You can also see this in the extended history of Vladimir Nabokov’s novel Lolita in which a pedophile professor narrates his affair with his 12-year-old stepdaughter. The superlative Russian-exile author first released it in 1955 at a Paris pornography publisher, but within three years it was an immense best-seller at a major New York publishing house, an event that was a landmark in the collapse of book censorship in the U.S.

Stanley Kubrick directed the 1962 film version, which earned Nabokov a screenwriting Oscar nomination. By now, Lolita has supposedly sold 50 million copies (although that should not be equated with 50 million people having actually finished the literary but lengthy book).

Over time, however, Lolita has come to be seen, not unreasonably, as objectionable. Adrian Lyne’s 1997 film version, made on an ample $62 million budget, barely edged into release and earned only $1 million at the box office. It’s now hard to imagine there will ever be a third cinematic interpretation of the famous (but increasingly infamous) masterpiece. (For those interested in trying Nabokov, I’d recommend that rather than start with the distasteful and self-indulgently rambling Lolita, you sample his lovely memoir Speak, Memory or the hilarious short novel Pale Fire.)

Yet the more legalized sex with children becomes unimaginable in the real world of the 21st century, the more people imagine it must be an imminently looming threat.

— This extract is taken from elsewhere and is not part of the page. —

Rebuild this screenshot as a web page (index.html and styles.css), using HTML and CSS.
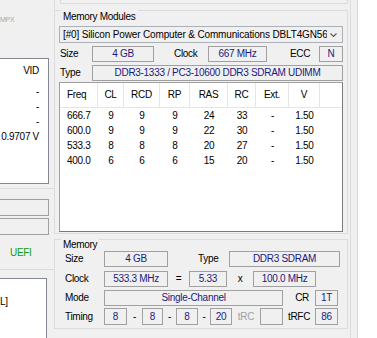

One reason for this is that just about every other form of sexual disgust has become unfashionable. For instance, it is now considered in terrible taste to mention that homosexual sodomy caused the AIDS crisis. Instead, straight liberals blame Ronald Reagan for AIDS and gays blame Nancy Reagan.

So the one variety of sex act that everybody agrees is repulsive—adult-child sex—is now the only allowable target for this basic human instinct of sexual disgust.

It’s only natural for conservatives to not be up-to-date on current trends, and thus not to have noticed the current sex recession among the young. But it’s now 2022 rather than 1972. The horrific fad menacing children today is less their sexualization than their desexualization via puberty blockers and mutilating surgeries.